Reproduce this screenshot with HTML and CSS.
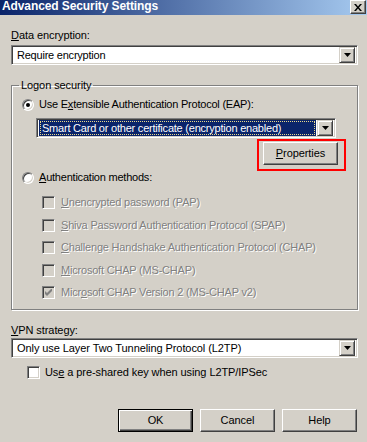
FILE: index.html
```html
<!DOCTYPE html>
<html lang="en">
<head>
    <meta charset="UTF-8">
    <title>Advanced Security Settings</title>
    <link rel="stylesheet" href="styles.css">
</head>
<body>
    <div class="dialog">
        <div class="titlebar">
            <span class="title">Advanced Security Settings</span>
            <span class="close">
                <svg width="8" height="7" viewBox="0 0 8 7"><path d="M0 0h2l2 2.5L6 0h2L5 3.5 8 7H6L4 4.5 2 7H0l3-3.5z" fill="#000"/></svg>
            </span>
        </div>

        <div class="content">
            <div class="label label-data"><u>D</u>ata encryption:</div>
            <div class="combo">
                <span class="combo-text tight">Require encryption</span>
                <span class="drop"><svg width="7" height="4" viewBox="0 0 7 4"><path d="M0 0h7L3.5 4z" fill="#000"/></svg></span>
            </div>

            <fieldset class="group">
                <legend>Logon security</legend>

                <div class="option">
                    <span class="radio checked"></span>
                    <span class="tight">Use E<u>x</u>tensible Authentication Protocol (EAP):</span>
                </div>

                <div class="combo combo-eap">
                    <span class="combo-text selected"><span class="focus tight">Smart Card or other certificate (encryption enabled)</span></span>
                    <span class="drop"><svg width="7" height="4" viewBox="0 0 7 4"><path d="M0 0h7L3.5 4z" fill="#000"/></svg></span>
                </div>

                <div class="props-row">
                    <button class="btn"><u>P</u>roperties</button>
                </div>

                <div class="option option-auth">
                    <span class="radio"></span>
                    <span class="tight"><u>A</u>uthentication methods:</span>
                </div>

                <ul class="methods">
                    <li class="check-row disabled"><span class="check"></span><span><u>U</u>nencrypted password (PAP)</span></li>
                    <li class="check-row disabled"><span class="check"></span><span><u>S</u>hiva Password Authentication Protocol (SPAP)</span></li>
                    <li class="check-row disabled"><span class="check"></span><span><u>C</u>hallenge Handshake Authentication Protocol (CHAP)</span></li>
                    <li class="check-row disabled"><span class="check"></span><span><u>M</u>icrosoft CHAP (MS-CHAP)</span></li>
                    <li class="check-row disabled"><span class="check"><svg width="7" height="7" viewBox="0 0 7 7"><path d="M0 2v3l2 2L7 2V-1L2 4z" fill="#808080"/></svg></span><span>Micr<u>o</u>soft CHAP Version 2 (MS-CHAP v2)</span></li>
                </ul>
            </fieldset>

            <div class="label label-vpn"><u>V</u>PN strategy:</div>
            <div class="combo combo-vpn">
                <span class="combo-text">Only use Layer Two Tunneling Protocol (L2TP)</span>
                <span class="drop"><svg width="7" height="4" viewBox="0 0 7 4"><path d="M0 0h7L3.5 4z" fill="#000"/></svg></span>
            </div>

            <div class="check-row preshared">
                <span class="check"></span>
                <span>Us<u>e</u> a pre-shared key when using L2TP/IPSec</span>
            </div>

            <div class="buttons">
                <button class="btn btn-default">OK</button>
                <button class="btn">Cancel</button>
                <button class="btn">Help</button>
            </div>
        </div>

        <div class="highlight"></div>
    </div>
</body>
</html>
```

FILE: styles.css
```css
:root {
    --face: #D4D0C8;
    --shadow: #808080;
    --dark: #404040;
    --light: #FFFFFF;
    --select: #0A246A;
}

* {
    margin: 0;
    padding: 0;
    box-sizing: border-box;
}

body {
    width: 367px;
    height: 442px;
    overflow: hidden;
    background: var(--face);
    font-family: "Liberation Sans", Arial, sans-serif;
    font-size: 11px;
    line-height: 13px;
    color: #000;
    letter-spacing: -0.08px;
}

.dialog {
    position: relative;
    height: 100%;
}

u {
    text-decoration: underline;
    text-underline-offset: 1px;
}

.tight {
    letter-spacing: -0.22px;
}

/* title bar */
.titlebar {
    height: 15px;
    display: flex;
    align-items: flex-start;
    justify-content: space-between;
    background: linear-gradient(to right, #0A246A, #A6CAF0);
    padding-left: 2px;
}

.title {
    color: #fff;
    font-weight: bold;
    font-size: 12px;
    line-height: 13px;
    letter-spacing: -0.1px;
}

.close {
    width: 16px;
    height: 14px;
    margin-right: 1px;
    background: var(--face);
    border: 1px solid;
    border-color: var(--light) var(--dark) var(--dark) var(--light);
    box-shadow: inset -1px -1px var(--shadow);
    display: flex;
    align-items: center;
    justify-content: center;
}

/* main area */
.content {
    display: flex;
    flex-direction: column;
    padding: 14px 9px 0 11px;
}

.label-data {
    margin-bottom: 3px;
}

.combo {
    height: 20px;
    display: flex;
    align-items: center;
    background: #fff;
    border: 1px solid;
    border-color: var(--shadow) var(--light) var(--light) var(--shadow);
    box-shadow: inset 1px 1px var(--dark), inset -1px -1px var(--face);
    padding: 2px;
}

.combo-text {
    flex: 1;
    height: 16px;
    display: flex;
    align-items: center;
    padding-left: 3px;
    white-space: nowrap;
}

.combo-text.selected {
    background: var(--select);
    color: #fff;
    padding: 1px;
    margin-right: 1px;
}

.focus {
    flex: 1;
    height: 14px;
    display: flex;
    align-items: center;
    padding-left: 1px;
    border: 1px dotted #E8D88A;
}

.drop {
    width: 16px;
    height: 16px;
    background: var(--face);
    border: 1px solid;
    border-color: var(--face) var(--dark) var(--dark) var(--face);
    box-shadow: inset 1px 1px var(--light), inset -1px -1px var(--shadow);
    display: flex;
    align-items: center;
    justify-content: center;
}

/* group box */
.group {
    margin-top: 14px;
    border: 1px solid var(--shadow);
    box-shadow: inset 1px 1px var(--light), 1px 1px var(--light);
    padding: 6px 0 10px 0;
    min-width: 0;
}

.group legend {
    margin-left: 7px;
    padding: 0 2px;
}

.option {
    display: flex;
    align-items: center;
    gap: 5px;
    height: 13px;
    padding-left: 10px;
}

.option-auth {
    margin-top: 6px;
}

.radio {
    width: 12px;
    height: 12px;
    border-radius: 50%;
    background: #fff;
    border: 1px solid;
    border-color: var(--shadow) var(--light) var(--light) var(--shadow);
    box-shadow: inset 1px 1px var(--dark), inset -1px -1px var(--face);
    display: flex;
    align-items: center;
    justify-content: center;
}

.radio.checked::after {
    content: "";
    width: 4px;
    height: 4px;
    border-radius: 50%;
    background: #000;
}

.combo-eap {
    margin: 7px 21px 0 24px;
}

.props-row {
    display: flex;
    justify-content: flex-end;
    padding-right: 19px;
    margin-top: 4px;
}

.methods {
    list-style: none;
    display: flex;
    flex-direction: column;
    gap: 9.5px;
    margin-top: 12px;
    padding-left: 30px;
}

.check-row {
    display: flex;
    align-items: center;
    gap: 6px;
    height: 13px;
    white-space: nowrap;
}

.check {
    width: 13px;
    height: 13px;
    flex: none;
    background: #fff;
    border: 1px solid;
    border-color: var(--shadow) var(--light) var(--light) var(--shadow);
    box-shadow: inset 1px 1px var(--dark), inset -1px -1px var(--face);
    display: flex;
    align-items: center;
    justify-content: center;
}

.disabled {
    color: var(--shadow);
    text-shadow: 1px 1px var(--light);
    letter-spacing: -0.2px;
}

.disabled .check {
    background: var(--face);
}

.label-vpn {
    margin-top: 14px;
}

.combo-vpn {
    margin-top: 1px;
}

.preshared {
    margin-top: 8px;
    padding-left: 16px;
    gap: 5px;
}

/* buttons */
.btn {
    width: 75px;
    height: 23px;
    font: inherit;
    letter-spacing: inherit;
    color: #000;
    background: var(--face);
    border: 1px solid;
    border-color: var(--light) var(--dark) var(--dark) var(--light);
    box-shadow: inset -1px -1px var(--shadow);
}

.btn-default {
    border-color: #000;
    box-shadow: inset 1px 1px var(--light), inset -1px -1px var(--dark), inset -2px -2px var(--shadow);
}

.buttons {
    display: flex;
    justify-content: flex-end;
    gap: 7px;
    margin-top: 30px;
    padding-right: 1px;
}

/* annotation drawn on top of the screenshot */
.highlight {
    position: absolute;
    left: 257px;
    top: 139px;
    width: 89px;
    height: 32px;
    border: 2px solid #FF0000;
}
```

REQUEST >>
Filter the listing above for the string "screenshot" and copy every matching line.

EXPECTED ANSWER >>
Reproduce this screenshot with HTML and CSS.
/* annotation drawn on top of the screenshot */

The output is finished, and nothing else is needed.